Most whodunit plots provide clues that are ‘complete’ and ‘consistent’; a thoughtful chain of deductions will therefore always uniquely reveals the criminal. The big difference in our example is that the eventual solution required access to an external database.
Since this seems like fun, let us construct another example based on a Hindi film song.
Our question to Holmes this time is: Who is the lady singing this duet with Rafi?
Next morning, Watson can hardly contain his excitement: “Holmes, I have cracked your puzzle! This is a duet from a 1966 film called Mamta. While it is hard to decipher the lady’s voice in the duet, I was fortunate to find a solo version of the same song … which was sung by Lata Mangeshkar.”
Holmes merely smiled in response. “One should always look for a possible alternative, and provide against it”, he replied, even as he submitted an online query on his Android cellphone. A beep announced the response to his query. Holmes chuckled as he saw the response and then fired a second online request. “I would consider the year in which the film was released, Watson”, he said before walking away.
“So it was Lata Mangeshkar, wasn’t it?”, Watson asked as they sat down for dinner.
“Of course not! It was Suman Kalyanpur”, Holmes replied. “I was well aware that in the mid-1960s, at the peak of their careers, Rafi and Lata were not singing duets together. My first database query was to list all the female singers who sang duets with Rafi in Mamta. As I expected, Lata did not figure in this list. But, to my surprise, I found that Rafi had sung a duet with both Suman Kalyanpur and Asha Bhosle. I therefore had to submit an online request for a cepstrum analysis to analyse the individual voices and confirm that this duet was indeed sung by Suman Kalyanpur.
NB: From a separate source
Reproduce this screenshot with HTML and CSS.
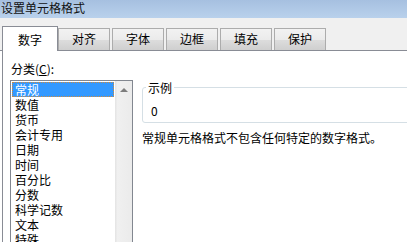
FILE: index.html
```html
<!DOCTYPE html>
<html lang="zh-CN">
<head>
    <meta charset="UTF-8">
    <title>设置单元格格式</title>
    <link rel="stylesheet" href="styles.css">
</head>
<body>
    <div class="titlebar">设置单元格格式</div>

    <!-- Tabs -->
    <div class="tabstrip">
        <div class="tab tab-active">数字</div>
        <div class="tab">对齐</div>
        <div class="tab">字体</div>
        <div class="tab">边框</div>
        <div class="tab">填充</div>
        <div class="tab">保护</div>
    </div>

    <div class="panel">
        <div class="category-col">
            <div class="field-label">分类(<u>C</u>):</div>
            <div class="listbox">
                <ul class="list-items">
                    <li class="selected">常规</li>
                    <li>数值</li>
                    <li>货币</li>
                    <li>会计专用</li>
                    <li>日期</li>
                    <li>时间</li>
                    <li>百分比</li>
                    <li>分数</li>
                    <li>科学记数</li>
                    <li>文本</li>
                    <li>特殊</li>
                </ul>
                <div class="scrollbar">
                    <span class="arrow-up"></span>
                </div>
            </div>
        </div>

        <div class="detail-col">
            <fieldset class="sample">
                <legend>示例</legend>
                <div class="sample-value">0</div>
            </fieldset>
            <p class="description">常规单元格格式不包含任何特定的数字格式。</p>
        </div>
    </div>
</body>
</html>
```

FILE: styles.css
```css
/* General */
body {
    margin: 0;
    width: 407px;
    height: 242px;
    overflow: hidden;
    background: #fff;
    color: #000;
    font-family: "Noto Sans CJK SC", "Microsoft YaHei", sans-serif;
    font-size: 12px;
    line-height: 15px;
}

/* Title bar */
.titlebar {
    height: 18px;
    line-height: 15px;
    padding-left: 1px;
    background: linear-gradient(to bottom, #a6c0e0, #b9d1ec);
    color: #111;
}

/* Tabs */
.tabstrip {
    display: flex;
    align-items: flex-end;
    height: 32px;
    padding-left: 2px;
    background: #f0f0f0;
    border-bottom: 1px solid #898c95;
}

.tab {
    box-sizing: border-box;
    width: 52px;
    height: 22px;
    margin-right: 2px;
    text-align: center;
    line-height: 20px;
    border: 1px solid #acacac;
    border-bottom: none;
    background: linear-gradient(to bottom, #f2f2f2 0%, #ebebeb 50%, #dddddd 51%, #cfcfcf 100%);
}

.tab-active {
    width: 56px;
    height: 25px;
    margin-bottom: -1px;
    margin-right: 0;
    line-height: 25px;
    border-color: #898c95;
    background: #fff;
}

/* Panel */
.panel {
    display: flex;
    align-items: flex-start;
    gap: 9px;
    height: 191px;
    margin-left: 2px;
    padding-left: 7px;
    border-left: 1px solid #898c95;
}

.field-label {
    margin-top: 10px;
    margin-bottom: 4px;
    padding-left: 1px;
}

/* Category list */
.listbox {
    display: flex;
    width: 121px;
    height: 175px;
    border: 1px solid #828790;
    overflow: hidden;
}

.list-items {
    list-style: none;
    margin: 0;
    padding: 1px;
    width: 103px;
}

.list-items li {
    height: 15px;
    padding-left: 3px;
    white-space: nowrap;
}

.list-items .selected {
    background: #3399ff;
    color: #fff;
    outline: 1px dotted #d08a3c;
    outline-offset: -1px;
}

.scrollbar {
    width: 17px;
    background: linear-gradient(to right, #e3e3e3, #f0f0f0 15%, #ebebeb);
    display: flex;
    justify-content: center;
    padding-top: 7px;
    box-sizing: border-box;
}

.arrow-up {
    width: 0;
    height: 0;
    border-left: 4px solid transparent;
    border-right: 4px solid transparent;
    border-bottom: 4px solid #7d7d7d;
}

/* Sample + description */
.detail-col {
    flex: 0 0 300px;
    padding-top: 29px;
}

.sample {
    margin: 0;
    padding: 8px 8px 4px;
    border: 1px solid #d5dfe5;
    border-radius: 3px;
}

.sample legend {
    margin-left: -5px;
    padding: 0 2px;
}

.description {
    margin: 7px 0 0;
}
```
Seeing Watson dumbfounded Holmes told him: “Education never ends.”
This is indeed true. The science of inference is not just a matter of simple logic now: we also need to query databases and undertake digital analysis.
Indeed the problem could get even harder, as Holmes and Watson discovered on a wet and dismal monsoon-ravaged evening in Mumbai when a distraught and dishevelled Mr Pestonji burst into their chamber. “Only you can save me sir”, he implored, “I have bet all my life’s earnings that this song is composed by Jaikishan, and I now have to provide the evidence!”
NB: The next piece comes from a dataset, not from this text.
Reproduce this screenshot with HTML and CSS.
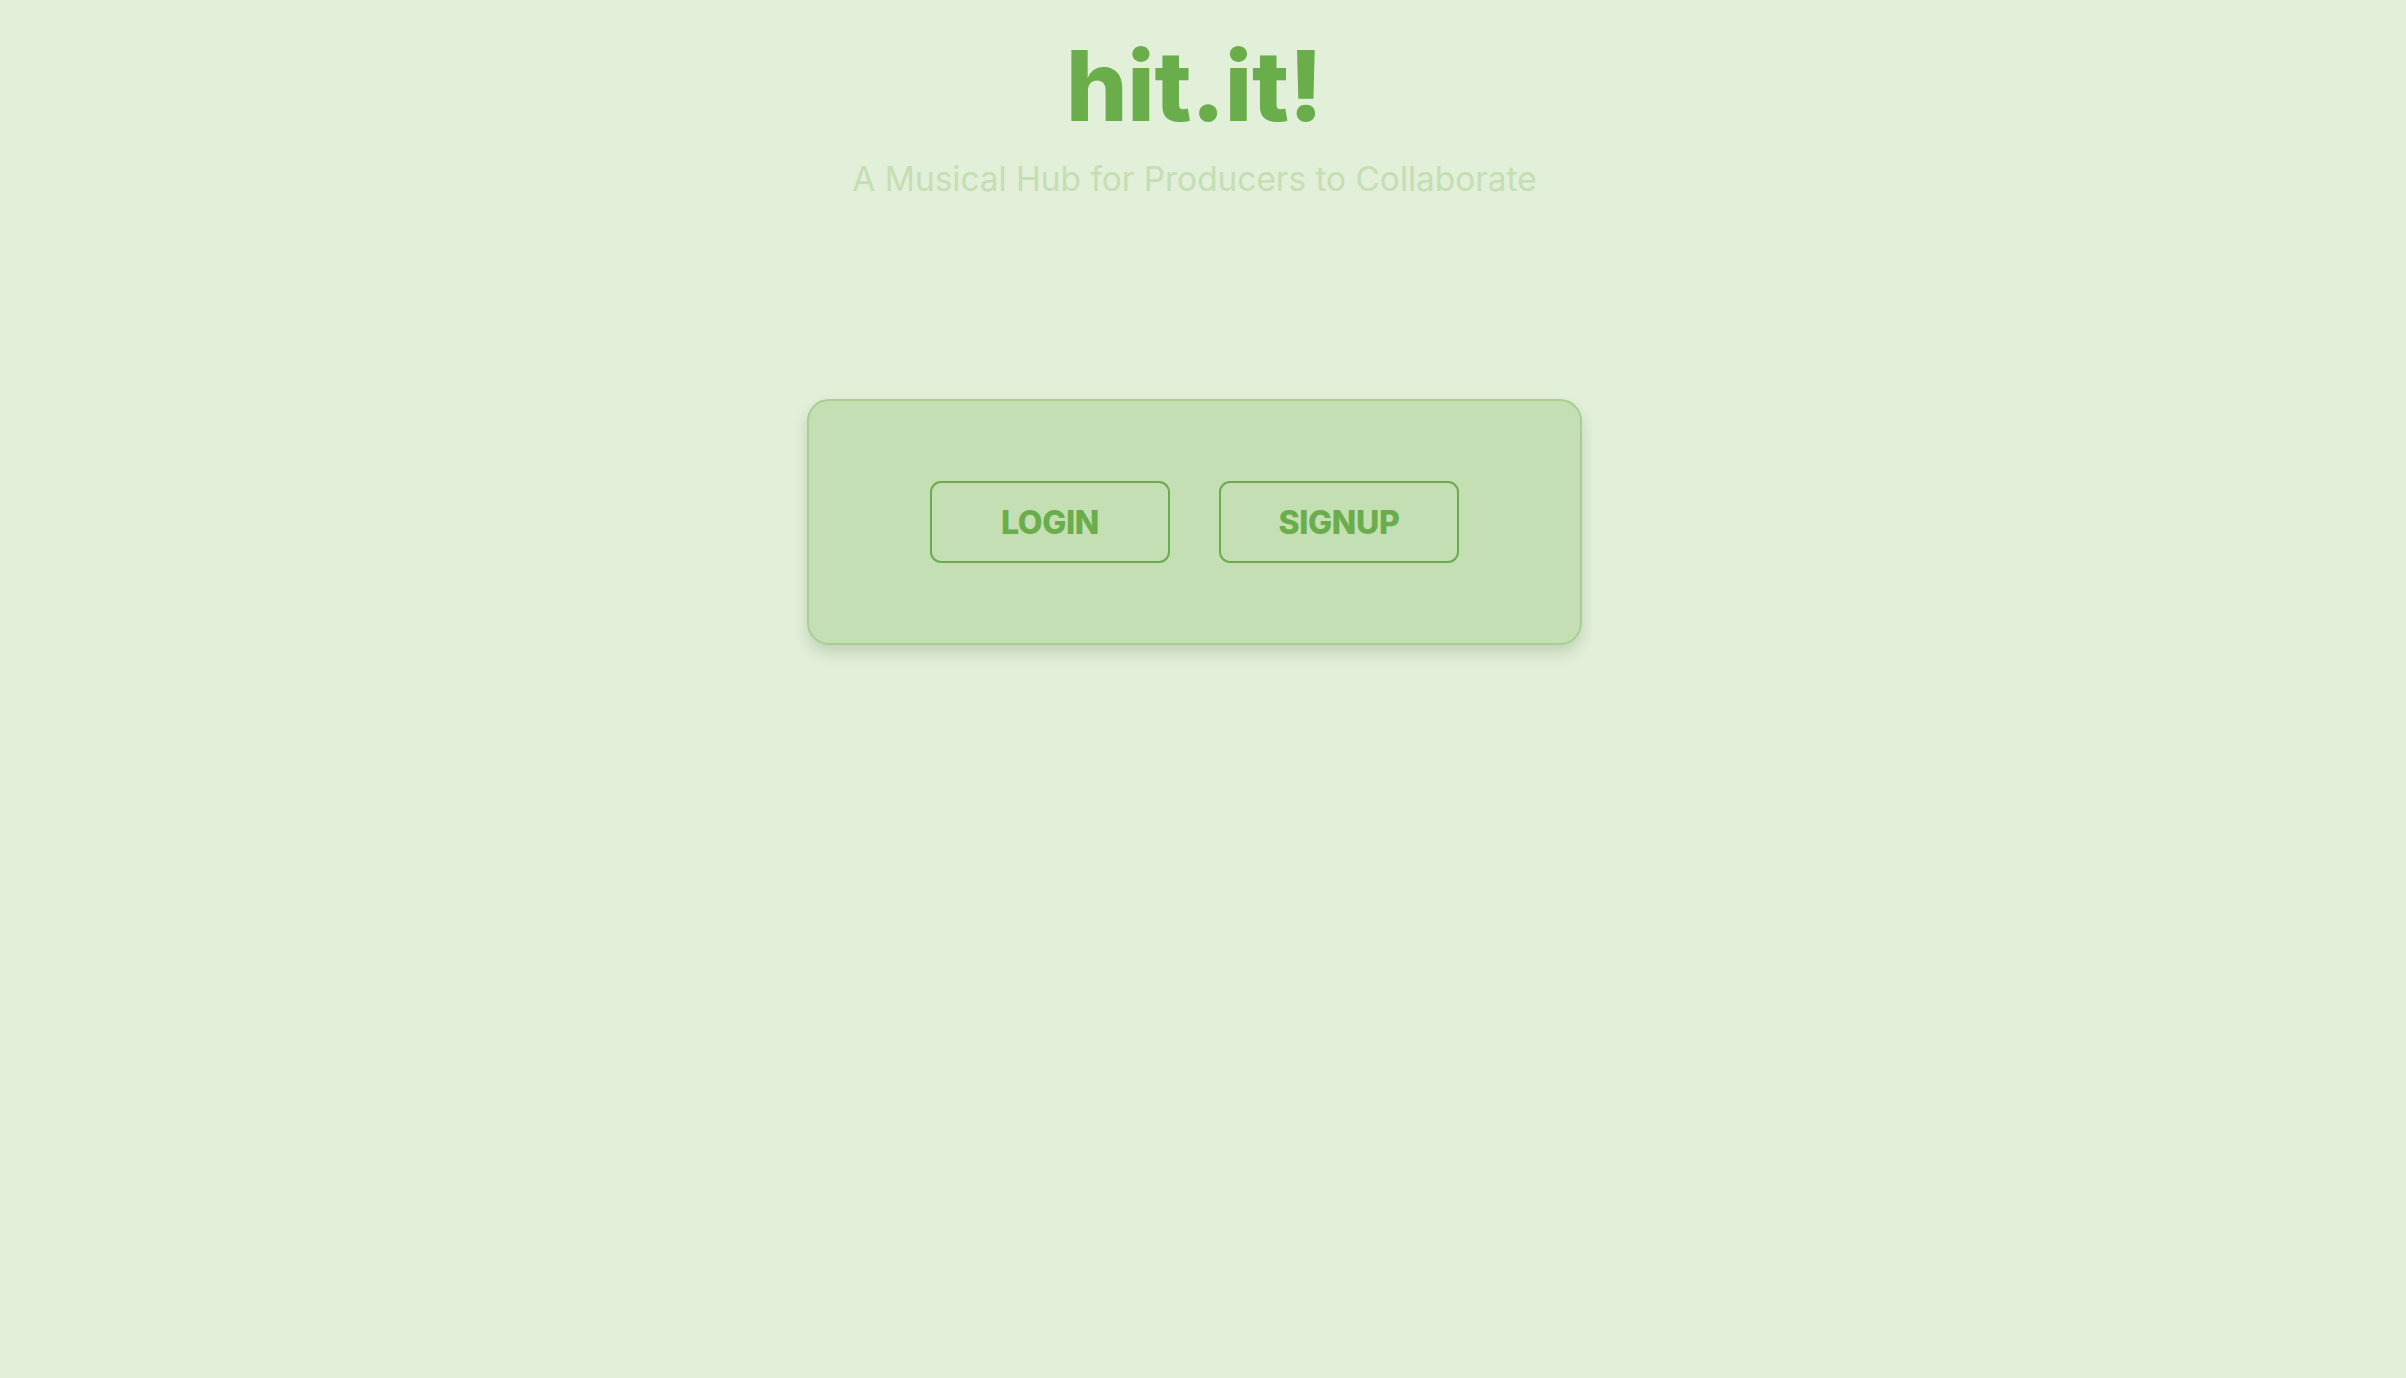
FILE: index.html
```html
<!DOCTYPE html>
<html lang="en">
<head>
<meta charset="utf-8">
<title>hit.it!</title>
<link rel="stylesheet" href="styles.css">
</head>
<body>
<main class="page">
  <header class="hero">
    <h1 class="brand">hit.it!</h1>
    <p class="tagline">A Musical Hub for Producers to Collaborate</p>
  </header>
  <section class="auth-card">
    <button class="auth-btn" type="button">LOGIN</button>
    <button class="auth-btn" type="button">SIGNUP</button>
  </section>
</main>
</body>
</html>
```
FILE: styles.css
```css
html, body {
  margin: 0;
  padding: 0;
  background: #e2efd9;
  min-height: 100%;
}

body {
  font-family: Inter, "Open Sans", "Liberation Sans", sans-serif;
}

.page {
  display: flex;
  flex-direction: column;
  align-items: center;
  padding-right: 17px;
  min-height: 1378px;
  box-sizing: border-box;
}

.hero {
  display: flex;
  flex-direction: column;
  align-items: center;
  margin-top: 38px;
}

.brand {
  margin: 0;
  font-size: 97px;
  line-height: 96px;
  font-weight: 800;
  color: #6aad4b;
  letter-spacing: -0.4px;
}

.tagline {
  margin: 25px 0 0;
  font-size: 33.4px;
  line-height: 40px;
  font-weight: 400;
  color: #c3dfb3;
}

.auth-card {
  margin-top: 200px;
  width: 775px;
  height: 246px;
  box-sizing: border-box;
  background: #c4dfb4;
  border: 2px solid #a6d08f;
  border-radius: 22px;
  box-shadow: 0 8px 14px rgba(60, 90, 40, 0.18);
  display: flex;
  align-items: center;
  justify-content: center;
  gap: 49px;
}

.auth-btn {
  width: 240px;
  height: 82px;
  box-sizing: border-box;
  background: transparent;
  border: 2.5px solid #6aad4b;
  border-radius: 11px;
  color: #6aad4b;
  font-family: Inter, "Open Sans", "Liberation Sans", sans-serif;
  font-size: 32px;
  font-weight: 800;
  letter-spacing: -0.3px;
  cursor: pointer;
}
```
This Rafi solo is from the 1967 film Brahmachari with the musical score attributed to the Shankar-Jaikishan (SJ) duo. It is however well known that Shankar and Jaikishan composed their tunes separately for most of their career span. So was this song composed by Shankar or Jaikishan?
Holmes spent a troubled night pondering over the problem and playing every SJ song available on his iPod. He found a few leads but they were not enough to conclusively establish Mr Pestonji’s definitive assertion.
The film was released well before Jaikishan’s death in 1971 so it could certainly be Jaikishan | The song was written by Hasrat Jaipuri who collaborated far more frequently with Jaikishan than Shankar | A lengthy background interlude precedes this song; Jaikishan often handled background scores …
The real difficulty here is that this jigsaw puzzle has too many pieces, and it is not even certain if any subset of pieces could ever complete the jigsaw picture. To provide answers we would have to enter the realm of probability theory; the best answer we can perhaps give is that there is less than a 10% chance that this song is not by Jaikishan.
As Holmes would later tell Watson: “We balance probabilities and choose the most likely. It is the scientific use of imagination.”
Holmes also envisioned a new wind coming (“such a wind as never blew before”). This “big data” wind would bring data of great volume, velocity and variety. But it will be “God’s own wind none the less, and a cleaner, better, stronger land will lie in the sunshine when the storm has cleared”.
And in that cleaner, better and stronger tomorrow of big data analytics we might finally know for sure that it was indeed Jaikishan who composed that memorable song in Brahmachari.
— Cepstrum analysis was used in the investigation of the Airbus A320 crash at Bangalore airport on February 14, 1990. But that’s another story for another time.